Musings on optics, physics, astronomy, technology and life

Archive for July, 2017

Broken cylinders and tiny satellites

I love it when I stumble across some news that pertains to one of the articles I’ve written in the past! In this case, I actually have two updates.

Back in January, OPN published my article on the IRENE project, which is using high-tech imaging techniques to preserve ancient audio recordings. (By “ancient,” of course, I mean everything from the earliest 19th-century phonographic cylinders to mid-20th-century transcription platters for saving radio broadcasts and ethnographic tales.) Somehow I missed this in real time, but in May, the Library of Congress — which is a big contributor to IRENE — hosted a lecture by one of its in-house chemists, Eric Monroe, who wanted to figure out why the broken cylinders whose recordings IRENE was trying to preserve were, in fact, broken. That led him to study the historical records of the hundreds of experiments that led to the original invention of wax cylinders, and then to perform his own experiments to try to reconstitute the stuff that went into these cylinders. You can go here for some additional material on Dr. Monroe and his work, plus a link to the video of the lecture.

Second is a follow-up to my Breakthrough Starshot piece. The Breakthrough Initiatives just announced today that last month it launched a bunch of the world’s smallest satellites, with a mass of only 4 g each. Of course, they’re in low Earth orbit, not a trans-stellar trajectory, but hey, it’s a start. And they seem to have the necessary components of a spacecraft, including power source (solar panel) and communications technology. We shall see how long they last in space.
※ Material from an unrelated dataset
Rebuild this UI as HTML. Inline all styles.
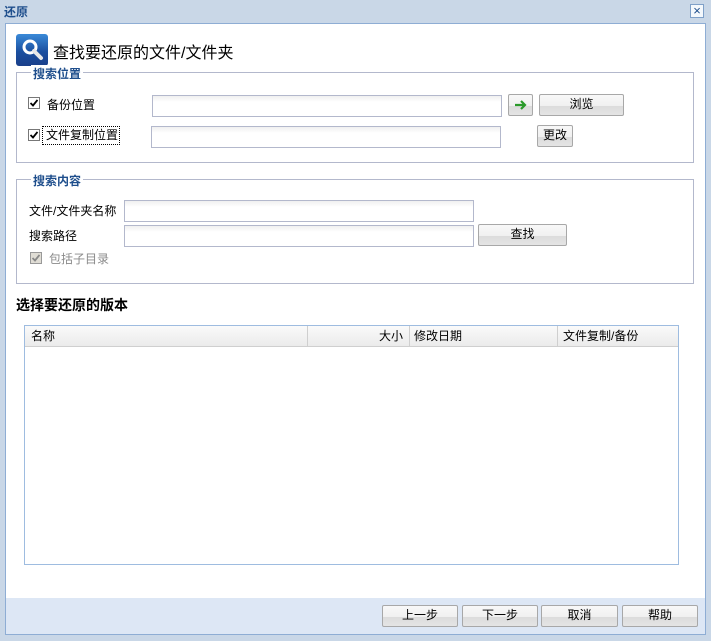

The particular Starshot team member who led this project is Zac Manchester, who didn’t get back to me when I tried to reach him for my article, but oh well. You can read the press release here and here, but go here for Scientific American‘s take.

Catching up

I’m happy to report that I’m keeping busy with my writing. So far this year I’ve had three feature articles published in Optics & Photonics News — two of them open-access cover stories.

First, I wrote about the technology behind Breakthrough Starshot, the Yuri Milner-funded plan to send an army of tiny laser-powered satellites to the stars. Since this topic was more speculative than the usual OPN subjects, I half expected a barrage of letters complaining that a serious scientific publication should never publish such pie-in-the-sky tripe. But no. My editor did get one letter decrying the high cost of the proposal, but the author decided against allowing OPN to publish his missive. Oh, well.

I’m sure there’s a lot of doubt out there — to wit, a recent Popular Mechanics article on Starshot was subtitled “Inside the Ludicrous Plan to Send a Spacecraft to Our Neighbor Star.” That piece, however, ends on a far more hopeful note than the subtitle would lead you to believe.

By the time my Starshot article was published, I had already written my next cover story on the future of the optics workforce. My inspiration for this one was my idle wonderment about all the articles I’ve read about the displacement of manufacturing jobs by robots and offshoring and whatnot.

I’m finishing another OPN feature article this week — whether it will be on the cover is of course yet TBD. I would also be remiss if I failed to mention that this week marks the 48th anniversary of the first lunar landing by humans. You may choose to celebrate by rereading my article on optics in the Apollo program. I’ll leave you with an optics-related photo from the Apollo Archive:

Neil Armstrong watches as Buzz Aldrin practices using a camera during a geology field trip in Texas, early 1969. NASA photo via the Apollo Archive.